I stopped years ago.

I used to fiddle with my vimrc, but then I got frustrated whenever I had to had to use vim without the complex setup, so I just learned to use vim with mostly defaults. I used to fiddle with my bashrc/zshrc, and then I used fish, which has most of the features I need anyway. I used to mess with global coding style configs, and now I just commit them to the relevant repo.

Maybe I'm getting old, but it's just not nearly as interesting as getting stuff done. The last time I messed with it was when I tried to get Rust spiffed out with the Rust Language Server, but I ended up not using it.

No. I don't tweak it unless I need to change a version based path.
I stopped writing custom configs years ago. They kept breaking with every major OS update and seemed like a lot more trouble than they were worth.
A minimal customization is likely to bring most benefits while still being easy to maintain and unlikely to break with updates.
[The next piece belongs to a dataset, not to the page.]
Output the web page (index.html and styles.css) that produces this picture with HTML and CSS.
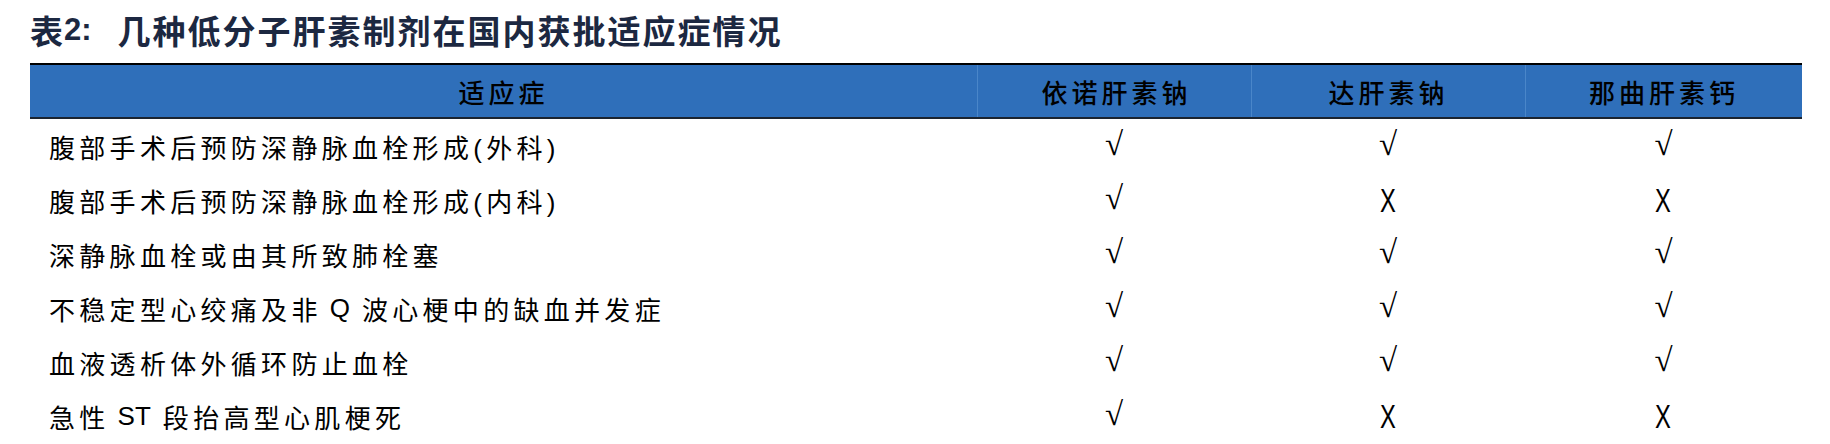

I have a quite small .emacs, and tiny user.js, .stumpwmrc, .bashrc and a few others. I think it's the way to go. Try to use as little software as possible, stuff that is well maintained, and don't fight its defaults too much.

In cases like emacs or vim, you do need some customization since they are trying to address such a wide userbase that their defaults are sometimes a bit odd, or just there for historical reasons and backward compatibility.